▶ _Directions_
Transcribe each line of the material as it is, and drop any picture.
>> Start
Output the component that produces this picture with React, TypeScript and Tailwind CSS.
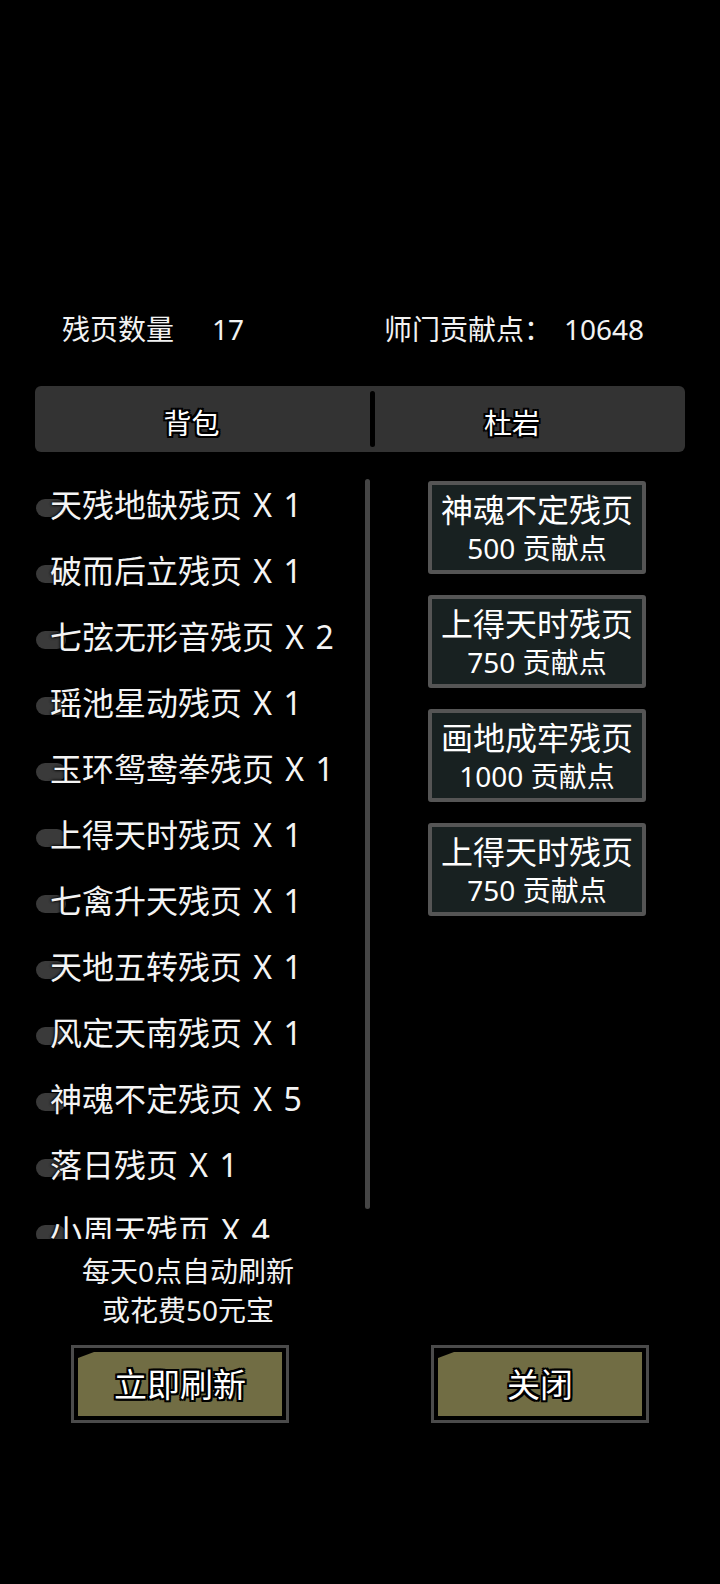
import React from "react";

const items = [
  "天残地缺残页 X 1",
  "破而后立残页 X 1",
  "七弦无形音残页 X 2",
  "瑶池星动残页 X 1",
  "玉环鸳鸯拳残页 X 1",
  "上得天时残页 X 1",
  "七禽升天残页 X 1",
  "天地五转残页 X 1",
  "风定天南残页 X 1",
  "神魂不定残页 X 5",
  "落日残页 X 1",
  "小周天残页 X 4",
];

const shop = [
  { name: "神魂不定残页", cost: "500 贡献点" },
  { name: "上得天时残页", cost: "750 贡献点" },
  { name: "画地成牢残页", cost: "1000 贡献点" },
  { name: "上得天时残页", cost: "750 贡献点" },
];

const outline =
  "[text-shadow:-2px_0_#000,2px_0_#000,0_-2px_#000,0_2px_#000,-2px_-2px_#000,2px_2px_#000,-2px_2px_#000,2px_-2px_#000]";

function ActionButton({ label }: { label: string }) {
  return (
    <div className="w-[218px] h-[78px] border-[3px] border-[#4b4b4b] bg-black p-[4px]">
      <div className="h-full bg-[#716d44] flex items-center justify-center [clip-path:polygon(16px_0,100%_0,100%_100%,0_100%,0_6px)]">
        <span className={`text-white text-[33px] leading-none ${outline}`}>{label}</span>
      </div>
    </div>
  );
}

export default function App() {
  return (
    <div className="w-[720px] h-[1584px] bg-black text-white overflow-hidden font-['Noto_Sans','Noto_Sans_CJK_SC',sans-serif]">
      {/* header */}
      <div className="pt-[309px] h-[349px] flex items-center text-[28px] leading-[40px] text-[#f2f2f2]">
        <div className="ml-[62px] flex w-[322px]">
          <span>残页数量</span>
          <span className="ml-[38px]">17</span>
        </div>
        <div className="flex">
          <span>师门贡献点：</span>
          <span className="ml-[12px]">10648</span>
        </div>
      </div>

      {/* tabs */}
      <div className="mt-[37px] mx-[35px] h-[66px] bg-[#333333] rounded-[6px] flex items-center">
        <div className={`w-[335px] pr-[22px] text-center text-[28px] leading-none pt-[8px] ${outline}`}>背包</div>
        <div className="w-[5px] h-[56px] bg-black rounded-full"></div>
        <div className={`flex-1 text-center text-[28px] leading-none pt-[8px] pr-[36px] ${outline}`}>杜岩</div>
      </div>

      {/* main */}
      <div className="mt-[20px] flex">
        <div className="relative ml-[36px] w-[338px] h-[767px] overflow-hidden">
          {items.map((t, i) => (
            <div key={i} className="relative h-[66px] flex items-center">
              <span className="absolute left-0 top-[27px] w-[30px] h-[18px] rounded-full bg-[#3a3a3a]"></span>
              <span className="relative ml-[14px] text-[32px] leading-none text-[#f4f4f4] [word-spacing:3px] [text-shadow:0_0_3px_#000,0_0_3px_#000]">
                {t}
              </span>
            </div>
          ))}
          <div className="absolute left-[329px] top-[7px] w-[5px] h-[730px] rounded-full bg-[#454545]"></div>
        </div>

        <div className="ml-[54px] pt-[9px] flex flex-col gap-[21px]">
          {shop.map((s, i) => (
            <div
              key={i}
              className="w-[218px] h-[93px] border-[4px] border-[#555555] rounded-[3px] bg-[#182121] flex flex-col items-center justify-center"
            >
              <span className="text-[32px] leading-[40px] text-white">{s.name}</span>
              <span className="text-[28px] leading-[36px] text-white">{s.cost}</span>
            </div>
          ))}
        </div>
      </div>

      {/* refresh info */}
      <div className="mt-[13px] w-[376px] text-center text-[28px] leading-[39px] text-[#f2f2f2]">
        <div>每天0点自动刷新</div>
        <div>或花费50元宝</div>
      </div>

      {/* buttons */}
      <div className="mt-[15px] flex pl-[71px] gap-[142px]">
        <ActionButton label="立即刷新" />
        <ActionButton label="关闭" />
      </div>
    </div>
  );
}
>> End
▶ _Worked answer_
Output the component that produces this picture with React, TypeScript and Tailwind CSS.
import React from "react";

const items = [
  "天残地缺残页 X 1",
  "破而后立残页 X 1",
  "七弦无形音残页 X 2",
  "瑶池星动残页 X 1",
  "玉环鸳鸯拳残页 X 1",
  "上得天时残页 X 1",
  "七禽升天残页 X 1",
  "天地五转残页 X 1",
  "风定天南残页 X 1",
  "神魂不定残页 X 5",
  "落日残页 X 1",
  "小周天残页 X 4",
];

const shop = [
  { name: "神魂不定残页", cost: "500 贡献点" },
  { name: "上得天时残页", cost: "750 贡献点" },
  { name: "画地成牢残页", cost: "1000 贡献点" },
  { name: "上得天时残页", cost: "750 贡献点" },
];

const outline =
  "[text-shadow:-2px_0_#000,2px_0_#000,0_-2px_#000,0_2px_#000,-2px_-2px_#000,2px_2px_#000,-2px_2px_#000,2px_-2px_#000]";

function ActionButton({ label }: { label: string }) {
  return (
    <div className="w-[218px] h-[78px] border-[3px] border-[#4b4b4b] bg-black p-[4px]">
      <div className="h-full bg-[#716d44] flex items-center justify-center [clip-path:polygon(16px_0,100%_0,100%_100%,0_100%,0_6px)]">
        <span className={`text-white text-[33px] leading-none ${outline}`}>{label}</span>
      </div>
    </div>
  );
}

export default function App() {
  return (
    <div className="w-[720px] h-[1584px] bg-black text-white overflow-hidden font-['Noto_Sans','Noto_Sans_CJK_SC',sans-serif]">
      {/* header */}
      <div className="pt-[309px] h-[349px] flex items-center text-[28px] leading-[40px] text-[#f2f2f2]">
        <div className="ml-[62px] flex w-[322px]">
          <span>残页数量</span>
          <span className="ml-[38px]">17</span>
        </div>
        <div className="flex">
          <span>师门贡献点：</span>
          <span className="ml-[12px]">10648</span>
        </div>
      </div>

      {/* tabs */}
      <div className="mt-[37px] mx-[35px] h-[66px] bg-[#333333] rounded-[6px] flex items-center">
        <div className={`w-[335px] pr-[22px] text-center text-[28px] leading-none pt-[8px] ${outline}`}>背包</div>
        <div className="w-[5px] h-[56px] bg-black rounded-full"></div>
        <div className={`flex-1 text-center text-[28px] leading-none pt-[8px] pr-[36px] ${outline}`}>杜岩</div>
      </div>

      {/* main */}
      <div className="mt-[20px] flex">
        <div className="relative ml-[36px] w-[338px] h-[767px] overflow-hidden">
          {items.map((t, i) => (
            <div key={i} className="relative h-[66px] flex items-center">
              <span className="absolute left-0 top-[27px] w-[30px] h-[18px] rounded-full bg-[#3a3a3a]"></span>
              <span className="relative ml-[14px] text-[32px] leading-none text-[#f4f4f4] [word-spacing:3px] [text-shadow:0_0_3px_#000,0_0_3px_#000]">
                {t}
              </span>
            </div>
          ))}
          <div className="absolute left-[329px] top-[7px] w-[5px] h-[730px] rounded-full bg-[#454545]"></div>
        </div>

        <div className="ml-[54px] pt-[9px] flex flex-col gap-[21px]">
          {shop.map((s, i) => (
            <div
              key={i}
              className="w-[218px] h-[93px] border-[4px] border-[#555555] rounded-[3px] bg-[#182121] flex flex-col items-center justify-center"
            >
              <span className="text-[32px] leading-[40px] text-white">{s.name}</span>
              <span className="text-[28px] leading-[36px] text-white">{s.cost}</span>
            </div>
          ))}
        </div>
      </div>

      {/* refresh info */}
      <div className="mt-[13px] w-[376px] text-center text-[28px] leading-[39px] text-[#f2f2f2]">
        <div>每天0点自动刷新</div>
        <div>或花费50元宝</div>
      </div>

      {/* buttons */}
      <div className="mt-[15px] flex pl-[71px] gap-[142px]">
        <ActionButton label="立即刷新" />
        <ActionButton label="关闭" />
      </div>
    </div>
  );
}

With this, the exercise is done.